Another decade, another most expensive movie ever. And yes, writer-director-world-king James Cameron’s new extravaganza is a cultural milestone, but its flashy technical breakthroughs will be obviated soon enough, leaving behind only the dated embarrassments of some pretty dreary storytelling.

“Avatar” is a complex experiment to determine whether computer-abetted imagery actually can achieve enough sophistication to ameliorate banal screenwriting–oh, and whether that even matters to the bottom line. Answer: nope!

Sam Worthington plays a paraplegic ex-Marine on a distant world whose inhabitants’ bond with nature goes rather explicitly beyond just hugging trees. With help from Sigourney Weaver, as the scientist who lends him an alien body to drive, and Zoe Saldana, as the aboriginal princess who gets him going native, our hero gradually decides to fend off the encroachments of human warmongers and corporate raiders (typified, respectively and cheesily, by Stephen Lang and Giovanni Ribisi). Also, a muscle-flexing Michelle Rodriguez is on hand to affirm the increasing tokenism of Cameron’s so-called “strong roles for women.”

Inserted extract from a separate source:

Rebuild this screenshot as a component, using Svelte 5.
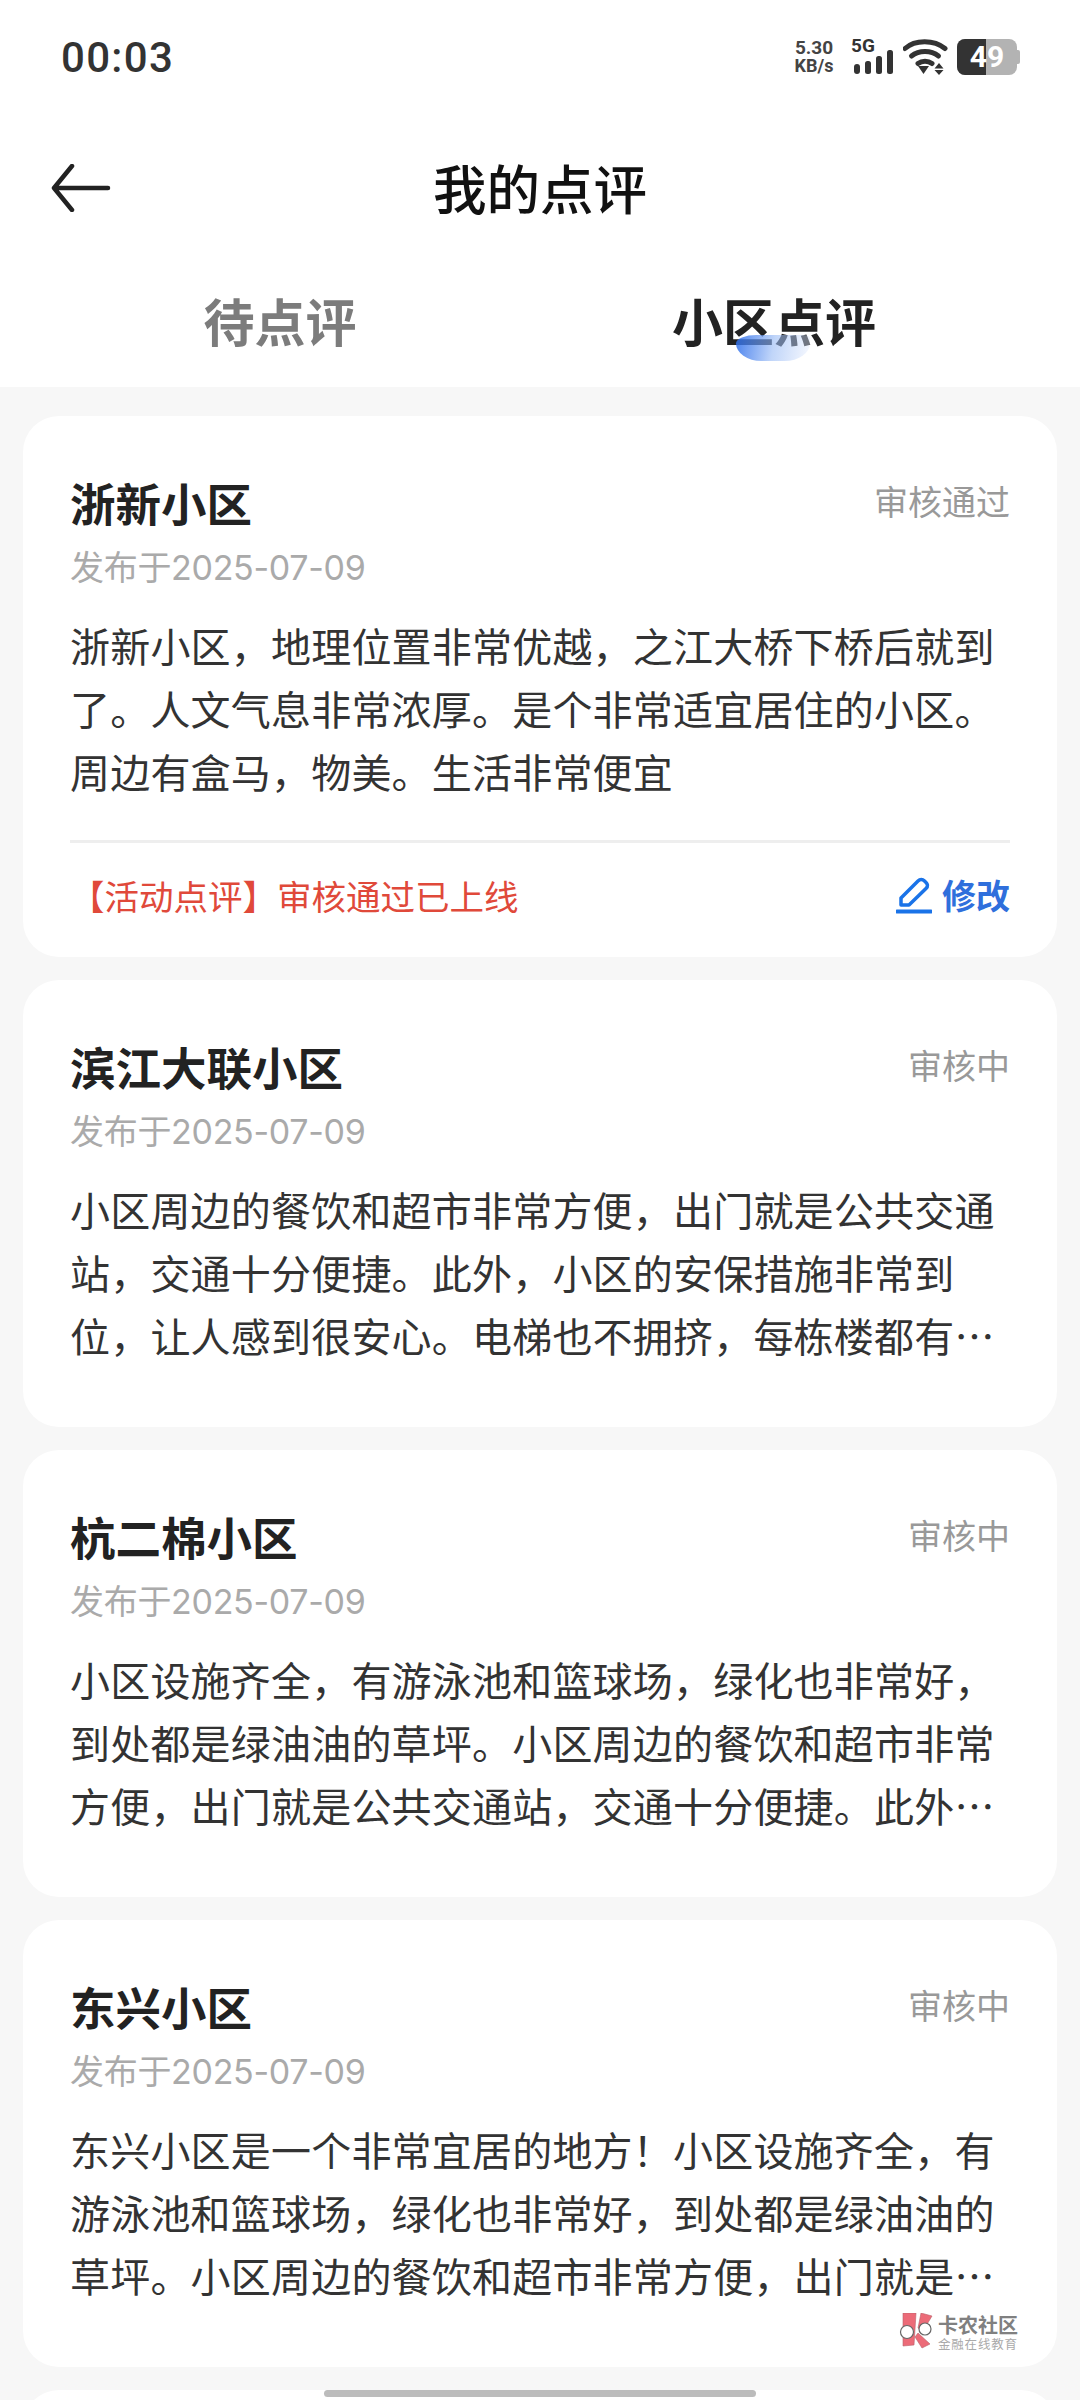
<script lang="ts">
  const reviews = [
    {
      name: '浙新小区',
      status: '审核通过',
      date: '发布于2025-07-09',
      text: '浙新小区，地理位置非常优越，之江大桥下桥后就到了。人文气息非常浓厚。是个非常适宜居住的小区。周边有盒马，物美。生活非常便宜',
      note: '【活动点评】审核通过已上线'
    },
    {
      name: '滨江大联小区',
      status: '审核中',
      date: '发布于2025-07-09',
      text: '小区周边的餐饮和超市非常方便，出门就是公共交通站，交通十分便捷。此外，小区的安保措施非常到位，让人感到很安心。电梯也不拥挤，每栋楼都有三部电梯，上下班高峰也不用等太久。'
    },
    {
      name: '杭二棉小区',
      status: '审核中',
      date: '发布于2025-07-09',
      text: '小区设施齐全，有游泳池和篮球场，绿化也非常好，到处都是绿油油的草坪。小区周边的餐饮和超市非常方便，出门就是公共交通站，交通十分便捷。此外，小区的安保措施非常到位。'
    },
    {
      name: '东兴小区',
      status: '审核中',
      date: '发布于2025-07-09',
      text: '东兴小区是一个非常宜居的地方！小区设施齐全，有游泳池和篮球场，绿化也非常好，到处都是绿油油的草坪。小区周边的餐饮和超市非常方便，出门就是公共交通站，交通十分便捷。'
    }
  ];
</script>

<div class="screen" lang="zh-CN">
  <header class="top">
    <div class="status-bar">
      <span class="time">00:03</span>
      <div class="status-icons">
        <div class="speed"><span>5.30</span><span>KB/s</span></div>
        <svg class="signal" width="42" height="36" viewBox="0 0 42 36">
          <text x="-1" y="13" class="five-g">5G</text>
          <rect x="2" y="25" width="6" height="10" rx="3" />
          <rect x="13" y="22" width="6" height="13" rx="2.5" />
          <rect x="24" y="17" width="6" height="18" rx="2.5" />
          <rect x="35" y="11" width="6" height="24" rx="2.5" />
        </svg>
        <svg class="wifi" width="46" height="36" viewBox="0 0 46 36">
          <path d="M2 9.500C12 .5 31 .5 42 9.500" />
          <path d="M8.500 17C16 11 28 11 35.500 17" />
          <path d="M15 24.500C19 21.500 25 21.500 29 24.500" />
          <path class="fill" d="M15 27h11L20.500 35z" />
          <path class="fill" d="M36 24l-4.500 5.500h9zM36 36l-4.500-5h9z" />
        </svg>
        <div class="battery">
          <div class="battery-body"><div class="battery-level"></div><span>49</span></div>
          <div class="battery-cap"></div>
        </div>
      </div>
    </div>

    <div class="nav">
      <svg class="back" width="60" height="48" viewBox="0 0 60 48">
        <path d="M21 2L3 24l18 22M3 24h54" />
      </svg>
      <h1>我的点评</h1>
    </div>

    <div class="tabs">
      <span class="tab">待点评</span>
      <span class="tab active">小区点评<i class="blob"></i></span>
    </div>
  </header>

  <main class="list">
    {#each reviews as r}
      <article class="card">
        <div class="card-head">
          <h2>{r.name}</h2>
          <span class="status">{r.status}</span>
        </div>
        <div class="date">{r.date}</div>
        <p class="body">{r.text}</p>
        {#if r.note}
          <div class="card-foot">
            <span class="note">{r.note}</span>
            <span class="edit">
              <svg width="36" height="38" viewBox="0 0 36 38">
                <path class="pen" d="M5 22L22 5c2-2 4.500-2 6.500 0l1.500 1.500c2 2 2 4 0 6L13 29H5z" />
                <path class="pen-line" d="M1 35.500h34" />
              </svg>
              修改
            </span>
          </div>
        {/if}
      </article>
    {/each}
    <article class="card"></article>
  </main>

  <div class="watermark">
    <svg width="36" height="36" viewBox="0 0 36 36">
      <path d="M5 0h13l-2 32-11 1zM23 0l11 3-9 15-5-3zM20 20l12 11-8 4-7-11z" fill="#ec6b78" stroke="#b9616b" stroke-width=".6" />
      <circle cx="9" cy="19" r="6.500" fill="#fff" stroke="#666" stroke-width="1.200" />
      <circle cx="27" cy="16" r="6" fill="#fff" stroke="#666" stroke-width="1.200" />
    </svg>
    <div class="wm-text">
      <b>卡农社区</b>
      <span>金融在线教育</span>
    </div>
  </div>

  <div class="home-bar"></div>
</div>

<style>
  :global(body) {
    margin: 0;
    background: #f7f7f7;
  }

  .screen {
    position: relative;
    width: 1080px;
    height: 2400px;
    overflow: hidden;
    background: #f7f7f7;
    font-family: 'Noto Sans CJK SC', 'Noto Sans', sans-serif;
    color: #222;
  }

  .top {
    height: 387px;
    background: #fff;
    display: flex;
    flex-direction: column;
  }

  .status-bar {
    height: 114px;
    display: flex;
    justify-content: space-between;
    align-items: center;
    padding: 0 60px 0 61px;
    box-sizing: border-box;
  }

  .time {
    font-family: 'Roboto', sans-serif;
    font-size: 42px;
    font-weight: 500;
    letter-spacing: 1.3px;
    color: #333;
  }

  .status-icons {
    display: flex;
    align-items: center;
    height: 40px;
  }

  .speed {
    display: flex;
    flex-direction: column;
    align-items: center;
    width: 46px;
    margin-right: 15px;
    font-family: 'Roboto', sans-serif;
    font-size: 19px;
    line-height: 18px;
    font-weight: 700;
    color: #444;
  }

  .speed span:last-child {
    font-size: 18px;
  }

  .signal {
    fill: #333;
    margin-right: 9px;
    overflow: visible;
  }

  .five-g {
    font-family: 'Roboto', sans-serif;
    font-size: 19px;
    font-weight: 700;
  }

  .wifi path {
    fill: none;
    stroke: #333;
    stroke-width: 5px;
    stroke-linecap: round;
  }

  .wifi path.fill {
    fill: #333;
    stroke: none;
  }

  .battery {
    display: flex;
    align-items: center;
    margin-left: 8px;
  }

  .battery-body {
    position: relative;
    width: 60px;
    height: 36px;
    border-radius: 8px;
    overflow: hidden;
    background: #b3b3b3;
  }

  .battery-level {
    width: 29px;
    height: 100%;
    background: #333;
  }

  .battery-body span {
    position: absolute;
    inset: 0;
    text-align: center;
    font-family: 'Roboto', sans-serif;
    font-size: 30px;
    line-height: 36px;
    font-weight: 700;
    color: #fff;
  }

  .battery-cap {
    width: 3px;
    height: 14px;
    background: #b3b3b3;
    border-radius: 0 2px 2px 0;
  }

  .nav {
    position: relative;
    height: 148px;
    display: flex;
    align-items: center;
    justify-content: center;
  }

  .back {
    position: absolute;
    left: 51px;
    top: 50px;
    fill: none;
    stroke: #222;
    stroke-width: 4.500px;
    stroke-linecap: round;
    stroke-linejoin: round;
  }

  h1 {
    margin: 0 0 2px;
    font-size: 53.500px;
    line-height: 60px;
    font-weight: 500;
    color: #111;
  }

  .tabs {
    display: grid;
    grid-template-columns: 560px 1fr;
    margin-top: 23px;
  }

  .tab {
    justify-self: center;
    position: relative;
    font-size: 51px;
    line-height: 70px;
    font-weight: 700;
    color: #7c7c7c;
  }

  .tab.active {
    color: #222;
    justify-self: start;
    margin-left: 112px;
  }

  .blob {
    position: absolute;
    left: 64px;
    top: 50px;
    width: 74px;
    height: 26px;
    border-radius: 30px 10px 37px 37px / 12px 4px 26px 26px;
    background: linear-gradient(100deg, rgba(45, 110, 235, 0.85), rgba(150, 185, 245, 0.6) 50%, rgba(235, 240, 254, 0.4));
  }

  .list {
    display: flex;
    flex-direction: column;
    gap: 23px;
    padding: 29px 23px 0;
  }

  .card {
    background: #fff;
    border-radius: 36px;
    padding: 0 47px;
    min-height: 447px;
    box-sizing: border-box;
  }

  .card-head {
    display: flex;
    justify-content: space-between;
    align-items: center;
    padding-top: 56px;
  }

  h2 {
    margin: 0;
    font-size: 45.500px;
    line-height: 60px;
    font-weight: 700;
    color: #222;
  }

  .status {
    font-size: 34px;
    line-height: 60px;
    color: #999;
    margin-top: -2px;
  }

  .date {
    font-family: 'Inter', 'Noto Sans CJK SC', sans-serif;
    font-size: 34px;
    letter-spacing: -0.3px;
    line-height: 48px;
    margin-top: 12px;
    color: #aaa;
  }

  .body {
    margin: 22px 0 0;
    font-size: 40px;
    letter-spacing: 0.2px;
    line-height: 63px;
    color: #333;
    display: -webkit-box;
    -webkit-box-orient: vertical;
    -webkit-line-clamp: 3;
    overflow: hidden;
  }

  .card-foot {
    display: flex;
    justify-content: space-between;
    align-items: center;
    margin-top: 37px;
    border-top: 3px solid #eee;
    height: 117px;
    padding-bottom: 11px;
    box-sizing: border-box;
  }

  .note {
    font-size: 34.500px;
    color: #e0493a;
  }

  .edit {
    display: flex;
    align-items: center;
    gap: 10px;
    font-size: 34px;
    font-weight: 700;
    color: #2f6fdc;
  }

  .pen {
    fill: none;
    stroke: #1a73e8;
    stroke-width: 3.500px;
    stroke-linejoin: round;
  }

  .pen-line {
    stroke: #1a73e8;
    stroke-width: 4px;
    stroke-linecap: round;
  }

  .watermark {
    position: absolute;
    left: 898px;
    top: 2313px;
    display: flex;
    gap: 4px;
    align-items: flex-start;
  }

  .wm-text {
    display: flex;
    flex-direction: column;
    width: 80px;
  }

  .wm-text b {
    font-size: 20px;
    line-height: 24px;
    font-weight: 700;
    color: #808080;
  }

  .wm-text span {
    font-size: 12.500px;
    line-height: 14px;
    letter-spacing: 0.8px;
    color: #aaa;
  }

  .home-bar {
    position: absolute;
    left: 324px;
    top: 2390px;
    width: 432px;
    height: 7px;
    border-radius: 4px;
    background: #bcbcbc;
  }
</style>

We were promised the future of movies, but narratively “Avatar” dead-ends in the past. Call it Pocahontas Dances with Wolves and Aliens and fellow Smurfish skinny feline noble savages in the FernGully New World, and call it a day. And if you really do want a visionary and sophisticated and actually good movie about besieged creatures living under a big tree, see Wes Anderson’s “Fantastic Mr. Fox” instead.

Cameron’s awe of his alternate reality is palpable. His effects are rendered vividly and seamlessly. But his characters might as well be cardboard cutouts with doodled features, and the story really is just three hours of generic hero’s-journey claptrap and pathetic lip service to exhausted Bush-in-Iraq critique and other callow anti-corporate, eco-advocate politics. All of which is pretty rich coming from a tech-dependent, multinational-financed blockbuster opening planet-wide.

It’s not glib to ask why Cameron even bothered with characters and story at all. He could have stuck to sensory overlaod alone, and just done it as a theme park. As a movie, “Avatar” seems grandiose at first, but less so in context. It lacks the true epic grandeur of Peter Jackson’s “Lord of the Rings” films. It lacks Pixar’s careful balance of classic and cutting-edge. Hell, it even lacks the imagination of the “Star Wars” prequels. The prequels! Maybe it’s not even worth pointing out anymore that technical ambition alone isn’t what made “The Terminator,” Cameron’s 1984 breakthrough, into a crowd-pleasing new classic. And maybe that’s exactly the unheeded lesson that “Avatar”‘s no-going-back hype is meant to obscure.